[TASK GOAL] Copy out lines with the word "Tailwind" from the material that follows.

[TASK INPUTS]
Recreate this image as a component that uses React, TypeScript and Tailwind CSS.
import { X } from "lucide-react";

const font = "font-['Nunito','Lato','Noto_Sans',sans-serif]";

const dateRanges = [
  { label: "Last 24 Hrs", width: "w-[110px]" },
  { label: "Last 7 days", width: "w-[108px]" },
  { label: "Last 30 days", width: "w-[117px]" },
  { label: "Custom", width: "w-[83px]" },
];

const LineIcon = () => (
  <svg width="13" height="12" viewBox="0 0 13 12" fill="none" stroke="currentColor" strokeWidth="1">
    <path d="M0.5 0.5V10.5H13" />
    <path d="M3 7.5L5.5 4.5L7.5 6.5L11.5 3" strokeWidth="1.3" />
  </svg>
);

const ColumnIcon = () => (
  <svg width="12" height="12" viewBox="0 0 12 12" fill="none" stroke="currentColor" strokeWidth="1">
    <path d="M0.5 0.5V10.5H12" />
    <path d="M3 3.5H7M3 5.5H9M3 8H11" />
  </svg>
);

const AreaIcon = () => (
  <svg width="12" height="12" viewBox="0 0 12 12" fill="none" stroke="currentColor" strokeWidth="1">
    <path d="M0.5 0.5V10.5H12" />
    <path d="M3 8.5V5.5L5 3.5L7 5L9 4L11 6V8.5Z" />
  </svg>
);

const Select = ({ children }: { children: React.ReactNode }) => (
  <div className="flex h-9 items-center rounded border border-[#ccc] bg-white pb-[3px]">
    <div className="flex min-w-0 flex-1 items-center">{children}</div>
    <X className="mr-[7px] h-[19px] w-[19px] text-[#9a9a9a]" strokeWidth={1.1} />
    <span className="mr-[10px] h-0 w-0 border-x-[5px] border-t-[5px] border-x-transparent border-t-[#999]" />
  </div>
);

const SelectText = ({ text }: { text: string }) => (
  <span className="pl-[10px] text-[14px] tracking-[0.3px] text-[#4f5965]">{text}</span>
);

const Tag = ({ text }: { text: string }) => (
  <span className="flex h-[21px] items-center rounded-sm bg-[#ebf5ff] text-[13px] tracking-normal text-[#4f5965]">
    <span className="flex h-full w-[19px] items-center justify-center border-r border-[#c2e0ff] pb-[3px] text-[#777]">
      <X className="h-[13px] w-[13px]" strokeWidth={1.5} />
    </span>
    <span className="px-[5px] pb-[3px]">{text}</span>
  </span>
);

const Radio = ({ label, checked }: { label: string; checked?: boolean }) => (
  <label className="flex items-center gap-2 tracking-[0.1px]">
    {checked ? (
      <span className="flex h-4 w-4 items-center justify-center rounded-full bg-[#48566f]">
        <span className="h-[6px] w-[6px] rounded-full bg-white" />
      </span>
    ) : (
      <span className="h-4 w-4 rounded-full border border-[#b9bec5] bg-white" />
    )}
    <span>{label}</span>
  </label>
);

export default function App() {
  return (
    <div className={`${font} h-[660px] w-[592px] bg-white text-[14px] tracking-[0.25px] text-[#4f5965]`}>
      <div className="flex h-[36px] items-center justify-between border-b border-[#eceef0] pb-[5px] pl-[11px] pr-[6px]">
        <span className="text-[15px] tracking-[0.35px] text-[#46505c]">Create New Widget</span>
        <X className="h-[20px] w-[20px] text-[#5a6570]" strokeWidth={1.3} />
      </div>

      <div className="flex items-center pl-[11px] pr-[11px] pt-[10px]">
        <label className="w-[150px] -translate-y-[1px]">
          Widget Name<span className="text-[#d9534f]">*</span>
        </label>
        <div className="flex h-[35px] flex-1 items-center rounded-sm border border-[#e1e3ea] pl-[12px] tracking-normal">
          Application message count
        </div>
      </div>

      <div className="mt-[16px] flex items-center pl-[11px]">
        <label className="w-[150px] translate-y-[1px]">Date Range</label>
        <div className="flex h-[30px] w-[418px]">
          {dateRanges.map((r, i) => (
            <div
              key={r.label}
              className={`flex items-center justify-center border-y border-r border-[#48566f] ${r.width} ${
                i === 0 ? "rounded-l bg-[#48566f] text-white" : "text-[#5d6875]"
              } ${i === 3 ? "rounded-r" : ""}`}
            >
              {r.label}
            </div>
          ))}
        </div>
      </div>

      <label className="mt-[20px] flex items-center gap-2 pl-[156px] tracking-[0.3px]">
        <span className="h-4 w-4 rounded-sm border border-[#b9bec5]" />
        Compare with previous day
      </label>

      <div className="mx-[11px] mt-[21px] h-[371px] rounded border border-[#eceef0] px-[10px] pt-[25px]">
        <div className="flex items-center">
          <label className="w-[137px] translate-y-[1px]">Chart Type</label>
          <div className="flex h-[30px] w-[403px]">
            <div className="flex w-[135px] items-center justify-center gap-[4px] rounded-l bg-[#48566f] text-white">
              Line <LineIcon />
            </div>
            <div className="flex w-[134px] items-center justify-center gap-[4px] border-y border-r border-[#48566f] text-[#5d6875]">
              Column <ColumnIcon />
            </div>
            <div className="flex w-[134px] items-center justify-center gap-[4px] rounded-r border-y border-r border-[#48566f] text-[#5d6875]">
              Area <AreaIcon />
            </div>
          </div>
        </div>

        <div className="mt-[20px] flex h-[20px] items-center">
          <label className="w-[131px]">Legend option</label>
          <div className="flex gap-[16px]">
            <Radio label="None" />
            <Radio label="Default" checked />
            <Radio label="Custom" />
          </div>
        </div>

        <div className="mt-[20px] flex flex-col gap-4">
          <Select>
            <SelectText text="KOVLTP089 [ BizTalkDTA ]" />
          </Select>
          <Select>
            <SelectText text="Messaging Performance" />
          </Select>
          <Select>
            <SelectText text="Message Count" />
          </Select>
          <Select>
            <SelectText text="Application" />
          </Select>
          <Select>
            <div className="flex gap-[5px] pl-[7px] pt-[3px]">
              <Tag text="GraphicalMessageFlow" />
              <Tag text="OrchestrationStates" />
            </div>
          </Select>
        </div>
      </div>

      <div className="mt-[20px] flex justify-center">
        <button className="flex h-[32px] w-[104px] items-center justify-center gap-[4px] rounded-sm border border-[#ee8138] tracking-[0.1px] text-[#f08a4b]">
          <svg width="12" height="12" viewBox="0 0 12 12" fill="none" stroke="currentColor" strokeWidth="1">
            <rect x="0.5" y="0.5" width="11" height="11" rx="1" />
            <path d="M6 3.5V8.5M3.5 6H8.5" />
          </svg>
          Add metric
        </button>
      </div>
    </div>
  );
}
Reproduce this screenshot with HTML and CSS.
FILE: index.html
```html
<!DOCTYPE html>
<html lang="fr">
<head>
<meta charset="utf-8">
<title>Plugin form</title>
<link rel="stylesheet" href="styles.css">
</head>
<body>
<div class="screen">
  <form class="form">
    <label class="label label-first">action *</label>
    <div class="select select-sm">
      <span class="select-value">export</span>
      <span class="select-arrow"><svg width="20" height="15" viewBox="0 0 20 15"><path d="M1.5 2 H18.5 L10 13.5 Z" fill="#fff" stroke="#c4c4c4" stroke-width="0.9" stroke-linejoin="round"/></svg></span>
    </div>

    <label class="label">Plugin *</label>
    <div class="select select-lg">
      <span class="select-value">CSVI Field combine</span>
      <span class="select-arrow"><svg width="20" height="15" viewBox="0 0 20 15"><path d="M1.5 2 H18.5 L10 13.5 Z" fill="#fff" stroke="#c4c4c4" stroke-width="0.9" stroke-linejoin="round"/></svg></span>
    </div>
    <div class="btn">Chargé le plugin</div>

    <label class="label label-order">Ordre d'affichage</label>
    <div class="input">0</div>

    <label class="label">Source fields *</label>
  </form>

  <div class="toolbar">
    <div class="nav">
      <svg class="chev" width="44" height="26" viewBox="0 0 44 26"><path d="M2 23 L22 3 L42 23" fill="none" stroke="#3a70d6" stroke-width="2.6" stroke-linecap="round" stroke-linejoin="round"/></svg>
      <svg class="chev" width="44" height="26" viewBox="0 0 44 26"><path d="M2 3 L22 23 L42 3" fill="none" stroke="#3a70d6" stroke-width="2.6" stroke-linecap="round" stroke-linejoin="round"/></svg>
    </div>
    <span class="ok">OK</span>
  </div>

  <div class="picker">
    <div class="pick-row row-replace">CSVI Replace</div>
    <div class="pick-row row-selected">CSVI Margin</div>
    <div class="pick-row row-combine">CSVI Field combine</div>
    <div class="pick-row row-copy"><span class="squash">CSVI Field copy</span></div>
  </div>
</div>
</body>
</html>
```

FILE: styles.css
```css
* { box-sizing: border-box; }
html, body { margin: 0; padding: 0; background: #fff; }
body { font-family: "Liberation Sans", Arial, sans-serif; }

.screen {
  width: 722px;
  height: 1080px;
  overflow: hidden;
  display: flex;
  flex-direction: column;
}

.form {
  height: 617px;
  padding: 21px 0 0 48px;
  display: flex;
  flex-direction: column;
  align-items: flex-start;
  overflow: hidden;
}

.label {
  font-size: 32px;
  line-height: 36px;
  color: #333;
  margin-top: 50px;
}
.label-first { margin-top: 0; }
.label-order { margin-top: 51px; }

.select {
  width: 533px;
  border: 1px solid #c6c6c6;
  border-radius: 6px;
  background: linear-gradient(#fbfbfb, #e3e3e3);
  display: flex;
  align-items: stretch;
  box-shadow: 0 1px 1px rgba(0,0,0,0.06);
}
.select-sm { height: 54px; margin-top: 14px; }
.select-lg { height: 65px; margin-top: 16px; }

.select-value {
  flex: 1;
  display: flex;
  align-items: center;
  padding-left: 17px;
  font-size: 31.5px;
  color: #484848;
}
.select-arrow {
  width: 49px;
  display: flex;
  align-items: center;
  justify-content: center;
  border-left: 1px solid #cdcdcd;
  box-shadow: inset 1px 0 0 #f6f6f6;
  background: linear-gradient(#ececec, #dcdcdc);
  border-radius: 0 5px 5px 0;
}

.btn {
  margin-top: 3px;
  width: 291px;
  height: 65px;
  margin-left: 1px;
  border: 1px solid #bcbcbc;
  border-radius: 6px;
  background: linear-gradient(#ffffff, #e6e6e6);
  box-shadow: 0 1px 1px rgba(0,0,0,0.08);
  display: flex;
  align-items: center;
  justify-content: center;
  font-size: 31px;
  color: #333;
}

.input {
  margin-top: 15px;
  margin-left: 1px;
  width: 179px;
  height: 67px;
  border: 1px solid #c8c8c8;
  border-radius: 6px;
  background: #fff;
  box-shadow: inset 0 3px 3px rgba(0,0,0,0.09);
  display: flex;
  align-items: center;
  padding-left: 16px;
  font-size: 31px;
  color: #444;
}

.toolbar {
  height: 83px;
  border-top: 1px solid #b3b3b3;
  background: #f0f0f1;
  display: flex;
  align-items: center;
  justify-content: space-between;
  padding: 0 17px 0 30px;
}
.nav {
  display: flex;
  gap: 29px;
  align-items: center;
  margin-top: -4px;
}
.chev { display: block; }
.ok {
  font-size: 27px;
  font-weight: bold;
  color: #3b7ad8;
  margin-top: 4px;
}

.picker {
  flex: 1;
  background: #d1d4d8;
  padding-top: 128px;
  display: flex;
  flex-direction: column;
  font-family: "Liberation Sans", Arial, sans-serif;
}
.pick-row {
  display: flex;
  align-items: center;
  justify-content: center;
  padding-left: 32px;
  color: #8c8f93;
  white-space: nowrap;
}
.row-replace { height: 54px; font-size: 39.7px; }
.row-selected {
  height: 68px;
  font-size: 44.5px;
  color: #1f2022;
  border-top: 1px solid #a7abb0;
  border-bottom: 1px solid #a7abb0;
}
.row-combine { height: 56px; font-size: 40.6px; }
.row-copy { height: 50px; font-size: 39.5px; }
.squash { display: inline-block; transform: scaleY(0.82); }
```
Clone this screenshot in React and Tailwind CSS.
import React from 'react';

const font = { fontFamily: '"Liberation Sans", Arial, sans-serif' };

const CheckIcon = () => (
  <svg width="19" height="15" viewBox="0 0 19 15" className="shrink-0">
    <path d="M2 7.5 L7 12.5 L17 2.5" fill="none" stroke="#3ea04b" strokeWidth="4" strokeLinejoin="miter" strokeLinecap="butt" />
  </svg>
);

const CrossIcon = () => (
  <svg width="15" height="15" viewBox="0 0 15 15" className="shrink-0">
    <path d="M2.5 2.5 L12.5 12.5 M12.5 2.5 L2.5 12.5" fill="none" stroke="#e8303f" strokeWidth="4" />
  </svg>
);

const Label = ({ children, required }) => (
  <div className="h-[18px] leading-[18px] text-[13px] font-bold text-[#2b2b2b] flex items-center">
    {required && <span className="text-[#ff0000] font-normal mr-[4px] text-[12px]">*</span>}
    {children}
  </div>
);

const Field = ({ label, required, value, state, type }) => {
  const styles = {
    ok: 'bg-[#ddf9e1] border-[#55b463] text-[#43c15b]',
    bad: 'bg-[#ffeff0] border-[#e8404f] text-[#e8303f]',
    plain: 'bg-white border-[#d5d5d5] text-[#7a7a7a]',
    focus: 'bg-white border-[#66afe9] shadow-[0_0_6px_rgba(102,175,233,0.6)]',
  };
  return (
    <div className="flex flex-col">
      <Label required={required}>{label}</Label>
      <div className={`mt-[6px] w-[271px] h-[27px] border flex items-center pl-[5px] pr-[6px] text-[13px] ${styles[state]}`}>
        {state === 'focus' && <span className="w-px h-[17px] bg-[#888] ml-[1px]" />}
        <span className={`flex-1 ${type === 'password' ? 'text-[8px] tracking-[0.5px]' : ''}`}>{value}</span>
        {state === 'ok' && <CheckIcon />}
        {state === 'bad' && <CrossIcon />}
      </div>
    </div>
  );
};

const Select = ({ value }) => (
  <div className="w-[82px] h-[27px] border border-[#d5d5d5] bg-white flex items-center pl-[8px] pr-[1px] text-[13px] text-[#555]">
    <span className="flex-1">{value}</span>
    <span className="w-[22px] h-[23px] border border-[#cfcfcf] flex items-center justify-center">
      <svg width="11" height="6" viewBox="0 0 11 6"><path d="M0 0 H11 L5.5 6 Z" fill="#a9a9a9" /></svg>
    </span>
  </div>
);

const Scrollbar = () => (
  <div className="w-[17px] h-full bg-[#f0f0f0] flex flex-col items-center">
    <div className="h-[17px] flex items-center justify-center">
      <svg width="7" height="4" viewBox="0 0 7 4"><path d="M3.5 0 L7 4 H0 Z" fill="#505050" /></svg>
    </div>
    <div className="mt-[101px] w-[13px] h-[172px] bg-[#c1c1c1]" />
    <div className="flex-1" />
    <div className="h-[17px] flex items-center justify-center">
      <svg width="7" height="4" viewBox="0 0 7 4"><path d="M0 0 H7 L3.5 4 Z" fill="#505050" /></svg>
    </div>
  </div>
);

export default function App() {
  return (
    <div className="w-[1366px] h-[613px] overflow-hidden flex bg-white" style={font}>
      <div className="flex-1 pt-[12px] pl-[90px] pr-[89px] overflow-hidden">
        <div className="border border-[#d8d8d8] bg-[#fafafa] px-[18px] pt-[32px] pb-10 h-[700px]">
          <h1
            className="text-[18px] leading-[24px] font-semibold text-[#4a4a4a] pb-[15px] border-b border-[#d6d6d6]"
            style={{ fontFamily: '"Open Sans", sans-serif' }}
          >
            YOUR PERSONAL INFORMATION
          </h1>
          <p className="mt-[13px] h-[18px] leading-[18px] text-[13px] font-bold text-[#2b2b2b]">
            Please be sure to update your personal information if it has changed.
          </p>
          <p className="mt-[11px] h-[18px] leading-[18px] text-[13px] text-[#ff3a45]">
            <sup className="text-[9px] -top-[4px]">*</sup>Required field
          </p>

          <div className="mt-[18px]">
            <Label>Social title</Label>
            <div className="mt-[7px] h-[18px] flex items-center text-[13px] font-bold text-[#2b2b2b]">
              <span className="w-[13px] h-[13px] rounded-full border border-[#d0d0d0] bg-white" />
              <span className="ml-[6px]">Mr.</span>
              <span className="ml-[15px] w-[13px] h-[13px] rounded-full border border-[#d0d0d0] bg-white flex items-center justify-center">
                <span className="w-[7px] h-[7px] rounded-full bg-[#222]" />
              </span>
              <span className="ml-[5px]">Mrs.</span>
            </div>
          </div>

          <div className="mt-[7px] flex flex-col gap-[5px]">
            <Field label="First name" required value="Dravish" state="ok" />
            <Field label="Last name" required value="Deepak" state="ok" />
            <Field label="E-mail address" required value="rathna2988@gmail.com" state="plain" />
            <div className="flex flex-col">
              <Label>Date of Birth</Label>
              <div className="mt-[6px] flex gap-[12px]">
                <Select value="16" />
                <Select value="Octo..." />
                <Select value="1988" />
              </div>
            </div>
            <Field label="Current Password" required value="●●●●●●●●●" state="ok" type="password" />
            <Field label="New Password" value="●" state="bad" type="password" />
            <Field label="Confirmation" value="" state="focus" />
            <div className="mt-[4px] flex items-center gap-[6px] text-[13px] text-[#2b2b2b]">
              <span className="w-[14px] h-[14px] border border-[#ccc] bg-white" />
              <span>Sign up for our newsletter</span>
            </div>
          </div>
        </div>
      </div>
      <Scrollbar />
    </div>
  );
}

[SOLUTION]
Recreate this image as a component that uses React, TypeScript and Tailwind CSS.
Clone this screenshot in React and Tailwind CSS.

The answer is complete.